Here's an infomercial from the same Chamber publication. I've never heard of "Rancho Maria Louisa," and couldn't find any information about it, but there were—and still are—many riding schools in Malibu. Rancho Sea Air in Escondido Canyon, established by Egon Merz in 1941, is still there, run by Egon's daughter Gina. That's where a young Elizabeth Taylor learned to ride for her role in "National Velvet." It's also where many Malibuites have learned to ride.

The author and her brother Christopher on his horse Apple in our corral in the early 1970s. Many Malibu families cherish memories of their horses and the adventures they shared with them. The Point Dume bridle path easements were systematically removed from the city's trail map during the early 1990s. The woman who orchestrated their removal moved away years ago, but the damage was done. Fortunately for 21st century riders, the Santa Monica Mountains National Recreation Area offers miles of mountain trails and some neighborhoods, like Malibu Park, are still horse-friendly.


I learned to ride at Pepperdine, and dearly loved the palomino gelding named Piper I was assigned. James Wylie chose each horse for its patience and its ability to teach foolish humans to ride. We learned our basic skills—including falling off—in the ring, but the best part of any lesson for me was the chance to go out on the trails that surrounded the school.

We rode past rock formations that sheltered enigmatic Chumash rock art; past wells, windmills and water tanks—remnants of Malibu's ranching era, and up along the ridgelines through unspoiled chaparral with the ocean far below, breathing dust and the hot, spicy scent of sage and sumac and horse. 

I remember one long ride into Corral Canyon, past a derelict cabin with roses still blooming in its overgrown garden.

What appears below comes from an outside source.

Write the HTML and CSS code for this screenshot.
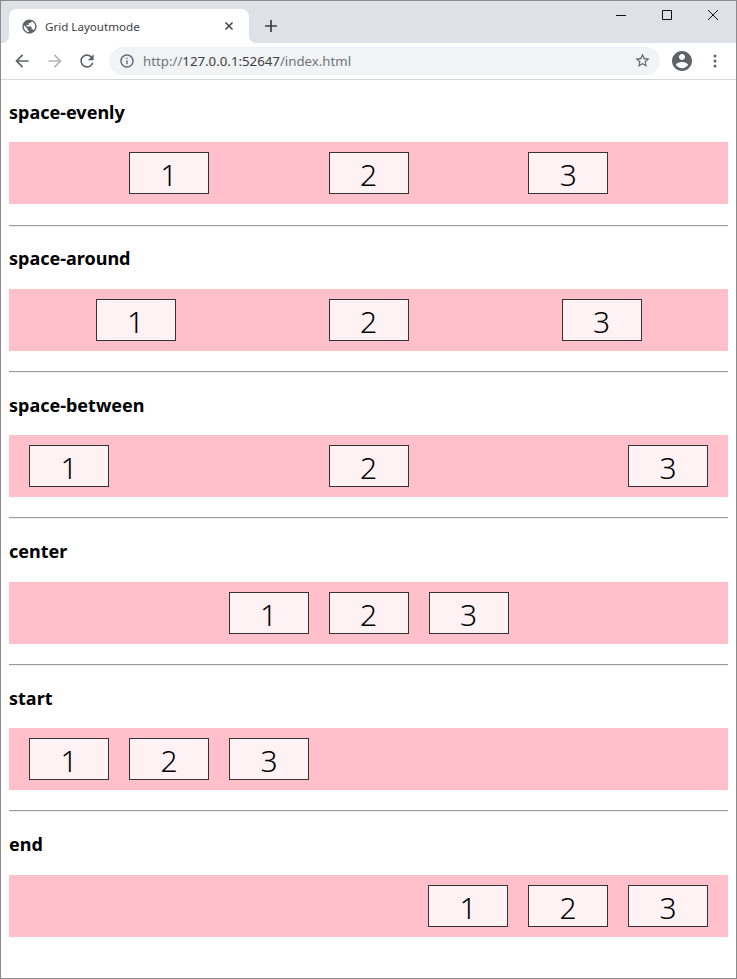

We often rode through an abandoned citrus grove and down into Malibu Creek, crossing under Malibu Canyon Road in a cool damp tunnel filled with the echo of horse hooves and down through the creek with its never-to-be-forgotten scent of wild watercress and California Bay laurel. 

Those first rides gave us a glorious feeling of freedom, but we also learned responsibility, for ourselves and for our large, stubborn, sensitive, kind, gentle and sometime irascible horses. We learned to clean their hooves and groom them, check for bruises and scrapes, feed and muck out, avoid hooves and teeth and tails, and develop empathy for another species.

Even for those who didn't ride, horses were part of the daily Malibu landscape: there were horses waiting for their humans at the market hitching posts, or poking inquisitive ears over the fence at the end of the road. There were children riding bareback on fat, grumpy Shetland ponies down the middle of the street, and beautiful, sleek horses dancing through the surf at the beach or flying across the sand at low tide on a winter evening.


It's rare now, but sometimes one even still sees a horse and rider on the beach, running free despite the fences and the rules.
Somewhere between then and now that horse culture slipped away, and Point Dume without all of those horses is somehow less than it was before. We traded that world for one full of mansions and fences and golf carts.

There isn't room anymore on Point Dume for horses, but maybe it's not too late for the rest of Malibu. Vegetable gardens are making a come back. So are chickens and backyard beekeeping. Maybe there's still hope for the horse here, or at least for preserving the freedom and the wide open spaces that horses have come to symbolize.

Gung hay fat choy and happy Year of the Horse.